-- START SOURCE DATA --

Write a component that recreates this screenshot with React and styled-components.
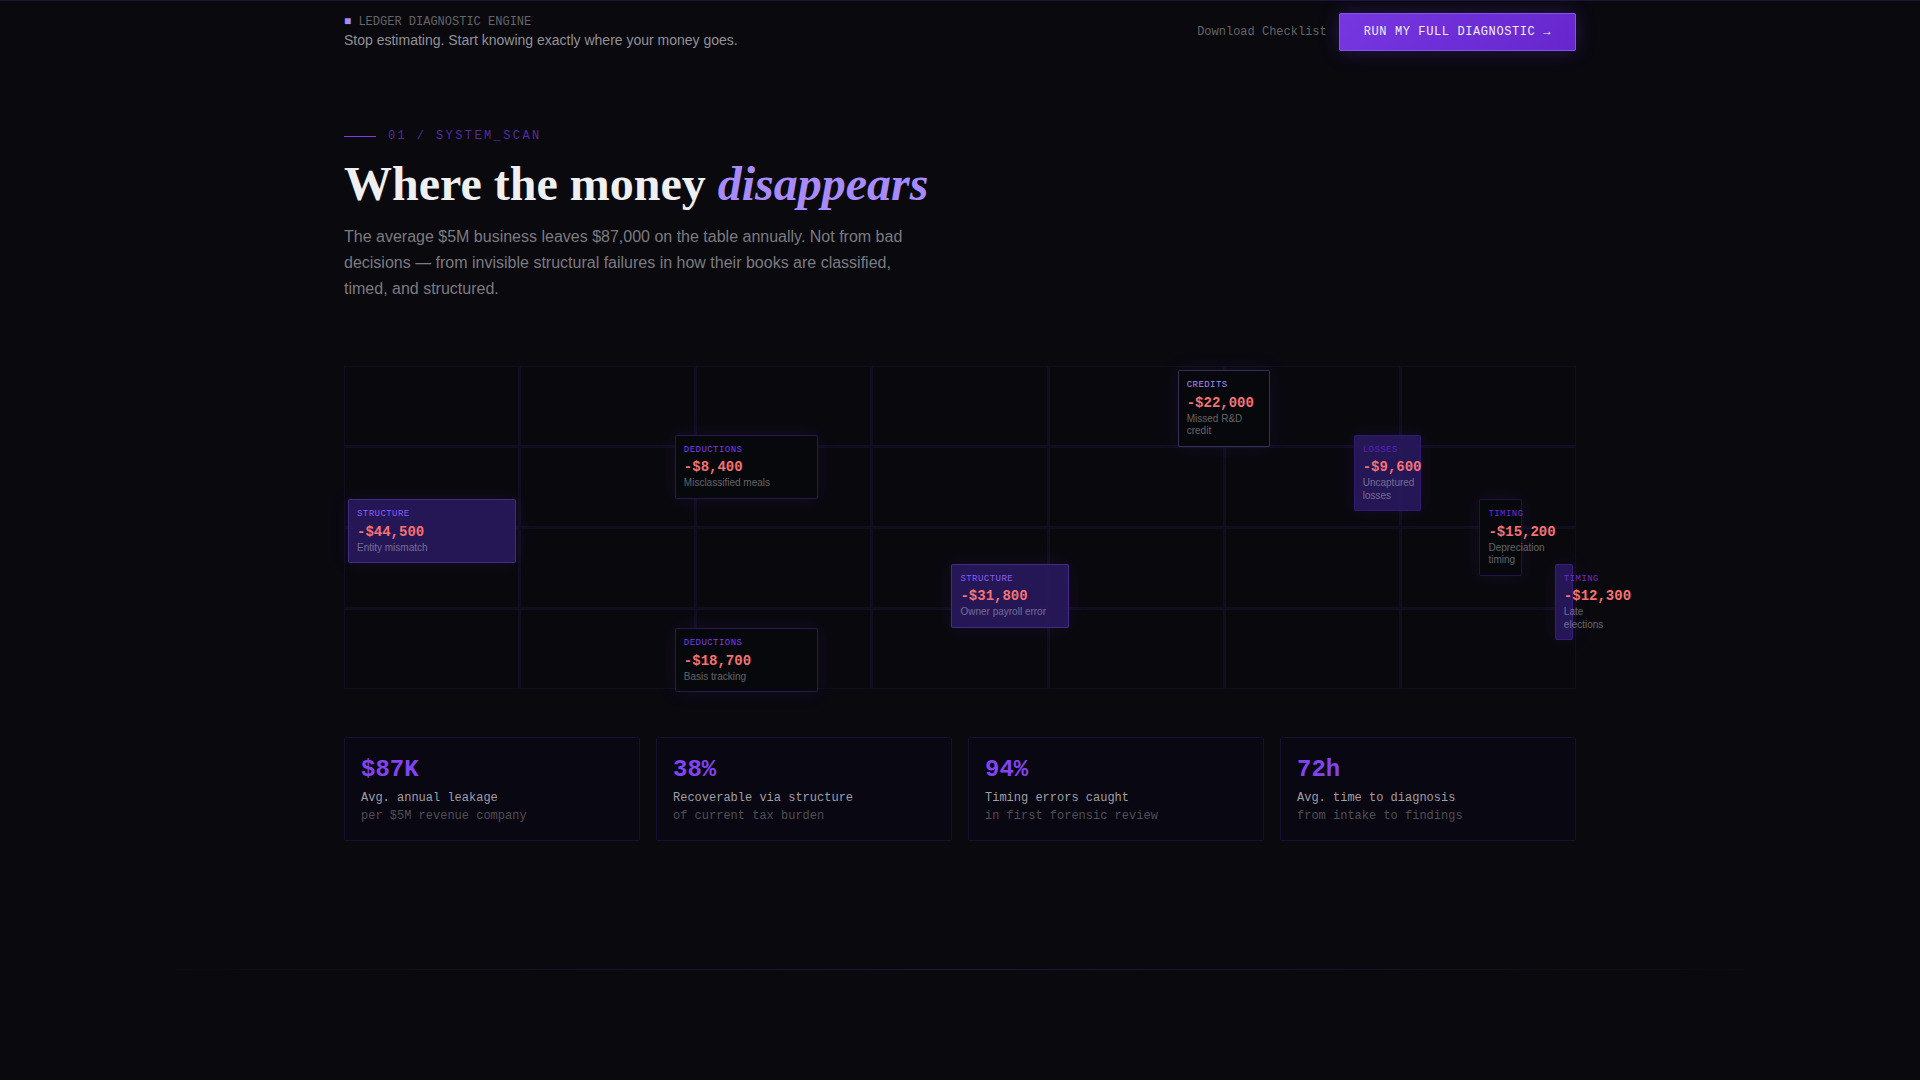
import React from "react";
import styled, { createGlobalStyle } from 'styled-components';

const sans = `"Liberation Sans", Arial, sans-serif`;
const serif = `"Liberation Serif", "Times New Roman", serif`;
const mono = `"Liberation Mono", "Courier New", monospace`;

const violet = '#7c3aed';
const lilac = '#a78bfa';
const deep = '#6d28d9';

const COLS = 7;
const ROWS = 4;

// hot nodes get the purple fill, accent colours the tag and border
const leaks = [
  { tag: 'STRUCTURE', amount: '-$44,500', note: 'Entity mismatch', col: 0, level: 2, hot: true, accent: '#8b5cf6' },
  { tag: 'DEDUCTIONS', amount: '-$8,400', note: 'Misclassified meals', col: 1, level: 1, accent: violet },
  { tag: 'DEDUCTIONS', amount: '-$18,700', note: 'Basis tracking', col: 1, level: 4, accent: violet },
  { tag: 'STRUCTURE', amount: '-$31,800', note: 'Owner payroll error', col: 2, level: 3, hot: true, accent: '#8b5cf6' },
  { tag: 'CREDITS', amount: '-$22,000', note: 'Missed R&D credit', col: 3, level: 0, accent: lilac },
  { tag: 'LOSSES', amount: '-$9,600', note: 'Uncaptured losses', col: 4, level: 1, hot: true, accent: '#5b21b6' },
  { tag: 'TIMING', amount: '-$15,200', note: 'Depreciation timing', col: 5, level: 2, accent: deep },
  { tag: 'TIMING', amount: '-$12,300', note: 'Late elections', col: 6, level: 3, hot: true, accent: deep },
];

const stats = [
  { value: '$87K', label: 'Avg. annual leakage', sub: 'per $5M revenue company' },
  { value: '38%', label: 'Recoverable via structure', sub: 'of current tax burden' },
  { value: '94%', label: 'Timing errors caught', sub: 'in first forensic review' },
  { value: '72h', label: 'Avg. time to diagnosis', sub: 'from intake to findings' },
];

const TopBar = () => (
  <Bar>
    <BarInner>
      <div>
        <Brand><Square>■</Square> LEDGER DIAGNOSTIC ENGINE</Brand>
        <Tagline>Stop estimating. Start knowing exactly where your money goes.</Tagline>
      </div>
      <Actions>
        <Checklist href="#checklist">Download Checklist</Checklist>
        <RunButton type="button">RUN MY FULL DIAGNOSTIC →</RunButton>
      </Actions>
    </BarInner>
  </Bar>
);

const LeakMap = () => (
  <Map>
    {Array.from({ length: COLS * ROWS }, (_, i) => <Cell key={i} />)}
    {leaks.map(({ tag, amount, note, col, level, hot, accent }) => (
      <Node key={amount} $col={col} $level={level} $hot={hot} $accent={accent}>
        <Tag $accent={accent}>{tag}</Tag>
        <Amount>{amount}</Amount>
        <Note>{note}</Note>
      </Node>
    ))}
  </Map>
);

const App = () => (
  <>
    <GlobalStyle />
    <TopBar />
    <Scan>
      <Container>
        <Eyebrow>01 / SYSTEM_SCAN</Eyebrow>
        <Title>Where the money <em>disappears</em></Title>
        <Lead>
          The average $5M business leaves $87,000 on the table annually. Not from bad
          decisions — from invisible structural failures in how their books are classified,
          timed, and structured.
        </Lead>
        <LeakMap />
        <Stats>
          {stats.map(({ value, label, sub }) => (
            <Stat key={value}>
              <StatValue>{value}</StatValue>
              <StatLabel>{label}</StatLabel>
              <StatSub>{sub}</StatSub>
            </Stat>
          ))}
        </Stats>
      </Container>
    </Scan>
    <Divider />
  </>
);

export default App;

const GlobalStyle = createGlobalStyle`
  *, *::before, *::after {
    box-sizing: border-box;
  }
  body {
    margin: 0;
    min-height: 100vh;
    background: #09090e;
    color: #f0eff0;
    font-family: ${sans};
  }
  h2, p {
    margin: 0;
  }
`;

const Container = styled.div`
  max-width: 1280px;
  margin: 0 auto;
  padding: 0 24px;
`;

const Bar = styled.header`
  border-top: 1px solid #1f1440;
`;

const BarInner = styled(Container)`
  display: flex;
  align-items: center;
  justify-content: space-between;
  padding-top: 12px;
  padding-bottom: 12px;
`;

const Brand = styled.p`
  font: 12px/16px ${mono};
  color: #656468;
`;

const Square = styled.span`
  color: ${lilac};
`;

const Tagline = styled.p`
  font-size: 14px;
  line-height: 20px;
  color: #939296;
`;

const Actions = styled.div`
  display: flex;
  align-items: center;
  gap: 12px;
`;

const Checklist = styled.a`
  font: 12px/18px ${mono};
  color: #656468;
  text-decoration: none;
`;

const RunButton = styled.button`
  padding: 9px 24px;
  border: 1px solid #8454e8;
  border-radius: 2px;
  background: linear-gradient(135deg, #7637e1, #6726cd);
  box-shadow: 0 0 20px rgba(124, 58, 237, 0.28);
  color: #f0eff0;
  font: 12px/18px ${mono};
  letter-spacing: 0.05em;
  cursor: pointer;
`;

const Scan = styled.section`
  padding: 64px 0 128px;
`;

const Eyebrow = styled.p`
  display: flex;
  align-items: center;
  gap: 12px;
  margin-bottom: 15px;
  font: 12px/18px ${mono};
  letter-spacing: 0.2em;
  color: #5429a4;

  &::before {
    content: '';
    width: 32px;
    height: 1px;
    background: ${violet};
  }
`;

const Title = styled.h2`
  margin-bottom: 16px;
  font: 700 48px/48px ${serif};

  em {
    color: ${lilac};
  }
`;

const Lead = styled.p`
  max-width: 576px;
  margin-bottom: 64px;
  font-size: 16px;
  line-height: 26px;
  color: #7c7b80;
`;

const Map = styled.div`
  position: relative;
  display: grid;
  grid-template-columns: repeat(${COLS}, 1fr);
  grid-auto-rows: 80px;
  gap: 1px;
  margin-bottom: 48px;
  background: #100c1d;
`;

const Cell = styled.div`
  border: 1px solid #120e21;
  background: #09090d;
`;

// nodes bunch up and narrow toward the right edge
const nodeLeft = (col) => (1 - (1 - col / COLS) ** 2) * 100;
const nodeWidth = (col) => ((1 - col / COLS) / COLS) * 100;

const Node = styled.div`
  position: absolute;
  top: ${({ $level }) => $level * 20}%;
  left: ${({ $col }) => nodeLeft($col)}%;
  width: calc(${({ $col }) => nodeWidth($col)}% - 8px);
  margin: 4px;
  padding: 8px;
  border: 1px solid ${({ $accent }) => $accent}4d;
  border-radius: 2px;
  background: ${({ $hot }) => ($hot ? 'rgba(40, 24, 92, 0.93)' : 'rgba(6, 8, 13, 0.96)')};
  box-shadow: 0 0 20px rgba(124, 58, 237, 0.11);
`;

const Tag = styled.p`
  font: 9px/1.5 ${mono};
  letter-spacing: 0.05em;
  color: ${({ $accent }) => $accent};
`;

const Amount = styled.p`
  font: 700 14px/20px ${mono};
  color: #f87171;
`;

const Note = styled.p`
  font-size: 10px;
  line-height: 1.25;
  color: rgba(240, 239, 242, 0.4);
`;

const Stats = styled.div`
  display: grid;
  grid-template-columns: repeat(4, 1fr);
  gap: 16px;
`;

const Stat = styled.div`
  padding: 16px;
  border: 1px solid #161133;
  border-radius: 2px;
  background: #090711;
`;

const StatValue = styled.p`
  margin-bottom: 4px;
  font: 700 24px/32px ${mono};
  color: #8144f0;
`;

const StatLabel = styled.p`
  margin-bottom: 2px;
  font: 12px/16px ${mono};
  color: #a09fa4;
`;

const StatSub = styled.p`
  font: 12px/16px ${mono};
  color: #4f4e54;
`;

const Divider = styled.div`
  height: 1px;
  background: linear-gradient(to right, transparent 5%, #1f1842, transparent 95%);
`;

-- END SOURCE DATA --

Using the data above, write out every line exactly, leaving the images behind.

Write a component that recreates this screenshot with React and styled-components.
import React from "react";
import styled, { createGlobalStyle } from 'styled-components';

const sans = `"Liberation Sans", Arial, sans-serif`;
const serif = `"Liberation Serif", "Times New Roman", serif`;
const mono = `"Liberation Mono", "Courier New", monospace`;

const violet = '#7c3aed';
const lilac = '#a78bfa';
const deep = '#6d28d9';

const COLS = 7;
const ROWS = 4;

// hot nodes get the purple fill, accent colours the tag and border
const leaks = [
  { tag: 'STRUCTURE', amount: '-$44,500', note: 'Entity mismatch', col: 0, level: 2, hot: true, accent: '#8b5cf6' },
  { tag: 'DEDUCTIONS', amount: '-$8,400', note: 'Misclassified meals', col: 1, level: 1, accent: violet },
  { tag: 'DEDUCTIONS', amount: '-$18,700', note: 'Basis tracking', col: 1, level: 4, accent: violet },
  { tag: 'STRUCTURE', amount: '-$31,800', note: 'Owner payroll error', col: 2, level: 3, hot: true, accent: '#8b5cf6' },
  { tag: 'CREDITS', amount: '-$22,000', note: 'Missed R&D credit', col: 3, level: 0, accent: lilac },
  { tag: 'LOSSES', amount: '-$9,600', note: 'Uncaptured losses', col: 4, level: 1, hot: true, accent: '#5b21b6' },
  { tag: 'TIMING', amount: '-$15,200', note: 'Depreciation timing', col: 5, level: 2, accent: deep },
  { tag: 'TIMING', amount: '-$12,300', note: 'Late elections', col: 6, level: 3, hot: true, accent: deep },
];

const stats = [
  { value: '$87K', label: 'Avg. annual leakage', sub: 'per $5M revenue company' },
  { value: '38%', label: 'Recoverable via structure', sub: 'of current tax burden' },
  { value: '94%', label: 'Timing errors caught', sub: 'in first forensic review' },
  { value: '72h', label: 'Avg. time to diagnosis', sub: 'from intake to findings' },
];

const TopBar = () => (
  <Bar>
    <BarInner>
      <div>
        <Brand><Square>■</Square> LEDGER DIAGNOSTIC ENGINE</Brand>
        <Tagline>Stop estimating. Start knowing exactly where your money goes.</Tagline>
      </div>
      <Actions>
        <Checklist href="#checklist">Download Checklist</Checklist>
        <RunButton type="button">RUN MY FULL DIAGNOSTIC →</RunButton>
      </Actions>
    </BarInner>
  </Bar>
);

const LeakMap = () => (
  <Map>
    {Array.from({ length: COLS * ROWS }, (_, i) => <Cell key={i} />)}
    {leaks.map(({ tag, amount, note, col, level, hot, accent }) => (
      <Node key={amount} $col={col} $level={level} $hot={hot} $accent={accent}>
        <Tag $accent={accent}>{tag}</Tag>
        <Amount>{amount}</Amount>
        <Note>{note}</Note>
      </Node>
    ))}
  </Map>
);

const App = () => (
  <>
    <GlobalStyle />
    <TopBar />
    <Scan>
      <Container>
        <Eyebrow>01 / SYSTEM_SCAN</Eyebrow>
        <Title>Where the money <em>disappears</em></Title>
        <Lead>
          The average $5M business leaves $87,000 on the table annually. Not from bad
          decisions — from invisible structural failures in how their books are classified,
          timed, and structured.
        </Lead>
        <LeakMap />
        <Stats>
          {stats.map(({ value, label, sub }) => (
            <Stat key={value}>
              <StatValue>{value}</StatValue>
              <StatLabel>{label}</StatLabel>
              <StatSub>{sub}</StatSub>
            </Stat>
          ))}
        </Stats>
      </Container>
    </Scan>
    <Divider />
  </>
);

export default App;

const GlobalStyle = createGlobalStyle`
  *, *::before, *::after {
    box-sizing: border-box;
  }
  body {
    margin: 0;
    min-height: 100vh;
    background: #09090e;
    color: #f0eff0;
    font-family: ${sans};
  }
  h2, p {
    margin: 0;
  }
`;

const Container = styled.div`
  max-width: 1280px;
  margin: 0 auto;
  padding: 0 24px;
`;

const Bar = styled.header`
  border-top: 1px solid #1f1440;
`;

const BarInner = styled(Container)`
  display: flex;
  align-items: center;
  justify-content: space-between;
  padding-top: 12px;
  padding-bottom: 12px;
`;

const Brand = styled.p`
  font: 12px/16px ${mono};
  color: #656468;
`;

const Square = styled.span`
  color: ${lilac};
`;

const Tagline = styled.p`
  font-size: 14px;
  line-height: 20px;
  color: #939296;
`;

const Actions = styled.div`
  display: flex;
  align-items: center;
  gap: 12px;
`;

const Checklist = styled.a`
  font: 12px/18px ${mono};
  color: #656468;
  text-decoration: none;
`;

const RunButton = styled.button`
  padding: 9px 24px;
  border: 1px solid #8454e8;
  border-radius: 2px;
  background: linear-gradient(135deg, #7637e1, #6726cd);
  box-shadow: 0 0 20px rgba(124, 58, 237, 0.28);
  color: #f0eff0;
  font: 12px/18px ${mono};
  letter-spacing: 0.05em;
  cursor: pointer;
`;

const Scan = styled.section`
  padding: 64px 0 128px;
`;

const Eyebrow = styled.p`
  display: flex;
  align-items: center;
  gap: 12px;
  margin-bottom: 15px;
  font: 12px/18px ${mono};
  letter-spacing: 0.2em;
  color: #5429a4;

  &::before {
    content: '';
    width: 32px;
    height: 1px;
    background: ${violet};
  }
`;

const Title = styled.h2`
  margin-bottom: 16px;
  font: 700 48px/48px ${serif};

  em {
    color: ${lilac};
  }
`;

const Lead = styled.p`
  max-width: 576px;
  margin-bottom: 64px;
  font-size: 16px;
  line-height: 26px;
  color: #7c7b80;
`;

const Map = styled.div`
  position: relative;
  display: grid;
  grid-template-columns: repeat(${COLS}, 1fr);
  grid-auto-rows: 80px;
  gap: 1px;
  margin-bottom: 48px;
  background: #100c1d;
`;

const Cell = styled.div`
  border: 1px solid #120e21;
  background: #09090d;
`;

// nodes bunch up and narrow toward the right edge
const nodeLeft = (col) => (1 - (1 - col / COLS) ** 2) * 100;
const nodeWidth = (col) => ((1 - col / COLS) / COLS) * 100;

const Node = styled.div`
  position: absolute;
  top: ${({ $level }) => $level * 20}%;
  left: ${({ $col }) => nodeLeft($col)}%;
  width: calc(${({ $col }) => nodeWidth($col)}% - 8px);
  margin: 4px;
  padding: 8px;
  border: 1px solid ${({ $accent }) => $accent}4d;
  border-radius: 2px;
  background: ${({ $hot }) => ($hot ? 'rgba(40, 24, 92, 0.93)' : 'rgba(6, 8, 13, 0.96)')};
  box-shadow: 0 0 20px rgba(124, 58, 237, 0.11);
`;

const Tag = styled.p`
  font: 9px/1.5 ${mono};
  letter-spacing: 0.05em;
  color: ${({ $accent }) => $accent};
`;

const Amount = styled.p`
  font: 700 14px/20px ${mono};
  color: #f87171;
`;

const Note = styled.p`
  font-size: 10px;
  line-height: 1.25;
  color: rgba(240, 239, 242, 0.4);
`;

const Stats = styled.div`
  display: grid;
  grid-template-columns: repeat(4, 1fr);
  gap: 16px;
`;

const Stat = styled.div`
  padding: 16px;
  border: 1px solid #161133;
  border-radius: 2px;
  background: #090711;
`;

const StatValue = styled.p`
  margin-bottom: 4px;
  font: 700 24px/32px ${mono};
  color: #8144f0;
`;

const StatLabel = styled.p`
  margin-bottom: 2px;
  font: 12px/16px ${mono};
  color: #a09fa4;
`;

const StatSub = styled.p`
  font: 12px/16px ${mono};
  color: #4f4e54;
`;

const Divider = styled.div`
  height: 1px;
  background: linear-gradient(to right, transparent 5%, #1f1842, transparent 95%);
`;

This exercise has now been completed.